Felix’s expression did not change. Not a single pixel wavered.
— The variable is you, Rook. Your disgrace provides perfect cover. The blowback is a calculated and acceptable risk. Your compliance is the only metric that matters now. Do you understand the parameters?
Kaelen understood. He was a tool, chosen because he was already broken. A clean instrument would leave marks, but a shattered one could be discarded after the job was done, the blame for the mess landing on its existing fractures. His past failure wasn’t a stain on his record; it was his single greatest qualification for this mission.
He thought of the red digits of his own T-Minus, a clock counting down to his own state-sanctioned death. He thought of the weaver, of the fine grey powder settling on a pristine white floor. He weighed the two images in his mind. His own erasure, or the damnation of becoming the very thing he hated.
There was no choice. There was only the illusion of one. Survival was a brutal instinct, and it had no room for morality. He had to live. The price was his own identity, a cost he would pay in installments for the next twenty-five years.
— I’m in.
The words were quiet, but they landed in the silent booth with the finality of a closing vault. He had sealed the bargain. He had chosen to be a monster to keep his own heart beating.
The holographic screen before him blinked once. A single, mechanical acknowledgment. The contract was now active. There was no turning back.
— Your credentials and a focusing tool are being dispatched to your location, — Felix stated, his voice the same unwavering monotone. He was already moving on to the next procedural step. — The credentials will identify you as an intuitive adept from the outer territories, seeking refuge and employment. The focusing tool will assist in maintaining your cover.
A fraud’s toolkit. Kaelen’s stomach tightened. He was being handed the costume and the props for the worst role of his life.
— Do not fail, — Felix said. It wasn’t a threat. It was a simple reminder of the equation’s outcome. Failure equaled zero.
The communication link terminated. The hologram of Felix Hayes dissolved, collapsing back into a single line of white light that then vanished, plunging the booth back into its native gloom. Kaelen was alone, the silence broken only by the faint hum of the data-node’s cooling fan. He was left with his decision, a sour taste in his mouth like spoiled milk.
He had just sold his soul, and the system hadn’t even had the courtesy to haggle.
Less than a minute later, he heard it. A low, insect-like hum from the alley outside, growing steadily closer. He remained perfectly still. The sound stopped directly outside the booth’s grimy window. A small, articulated arm, no thicker than his thumb, extended from an unseen drone and tapped twice on the glass. It was the most delicate sound he had heard all night.
He slid out of the booth and pushed open the cafe’s rusted side door.

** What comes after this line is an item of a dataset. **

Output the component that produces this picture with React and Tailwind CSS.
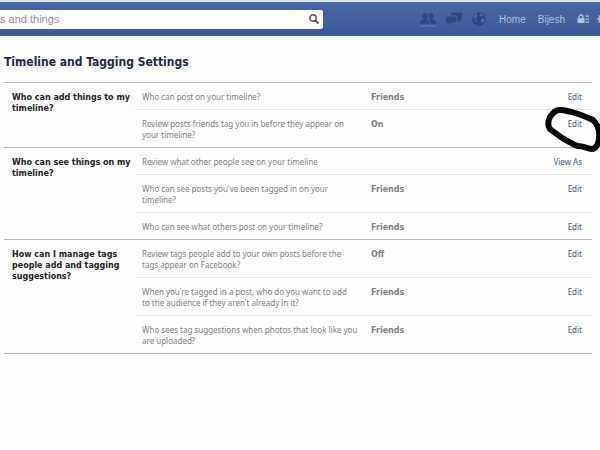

A dispatch drone, a matte-black machine the size of his torso, hovered silently in the narrow alley. A compartment in its belly opened, and a small, sealed case dropped into his waiting hand. The case was cold to the touch, its surface a smooth, non-reflective metal. A stasis case, designed to protect sensitive materials.
He looked inside. There were two items. The first was a thin, flexible chit containing his new identity, the data woven into its very fibers. The second was a piece of polished black stone, perfectly smooth and cool. The obsidian charm. The focusing tool. He picked it up. It felt heavy in his palm, a solid piece of nothing, a tool for a lie he hadn’t yet learned to tell.
The drone’s compartment closed. Its humming changed pitch slightly, and it ascended vertically, disappearing above the rooftops without a trace.
The lingering hum of the drone faded into the night’s quiet. The cold of the stasis case in his hand was a solid, undeniable fact.